Il y a un peu de ces deux raisons. Le résultat, c’est le culte des meubles, le fait que nous sommes des démocraties vieillissantes profondément rétives au déménagement, au changement. Or, lorsque l’on sanctifie les meubles, on a tendance à oublier que l’essentiel, ce sont les fondations de l’immeuble. Lorsque nous sommes dans une situation de crise, que ce soit la guerre ou la crise écologique, il y a un moment où les meubles sont forcément inadaptés puisqu’ils n’ont pas été conçus pour faire face à cette crise. La majorité des élites européennes n’est pas corrompue – tout le monde n’a pas été travailler pour le gazier russe Gazprom comme l’ancien chancelier allemand Gerhard Schröder – mais elle a quand même cautionné l’aveuglement stratégique vis-à-vis de la Russie. Je crois que c’est largement à cause de ce sentiment de confort, de cette incapacité à déplacer des meubles.

Vous plaidez pour une alliance entre deux termes a priori opposés, l’écologie et la puissance. Où voulez-vous en venir ?
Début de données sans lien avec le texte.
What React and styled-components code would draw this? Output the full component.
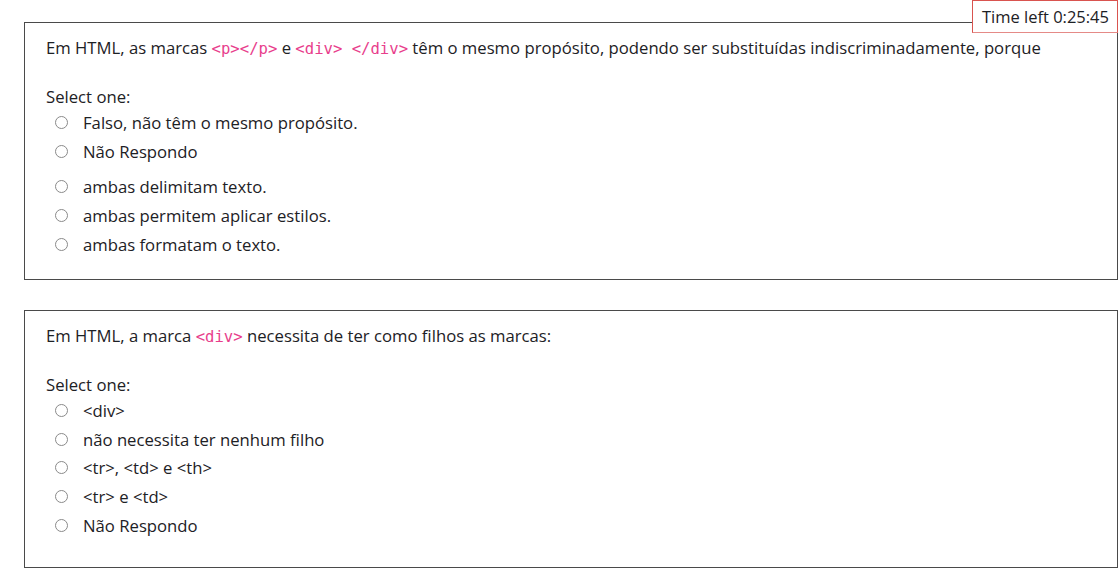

Je veux que l’on arrive à marier la théorie réaliste de la puissance et l’impératif écologique. Ce qui empêche encore l’écologie d’être un véritable projet de gouvernement et de transformation de la cité, c’est ce manque de rapport à la puissance. Il faut qu’on montre que la transition écologique, ce n’est pas renoncer à la puissance, mais au contraire que c’est un accroissement de puissance. Que le Green deal est un projet industriel qui va précisément redonner une forme de souveraineté industrielle à l’Union européenne. Loin d’être méfiante vis-à-vis de l’industrie, l’écologie porte un projet de rapatriement du monde après son grand déménagement. Mais pour que cela s’impose, il y a une forme de révolution culturelle à mener dans l’écologie elle-même. Si vous voulez lutter contre l’effondrement climatique, vous avez besoin de la puissance publique et de ses instruments. Je suis convaincu que cet immense paradoxe est porteur du grand récit politique européen de demain.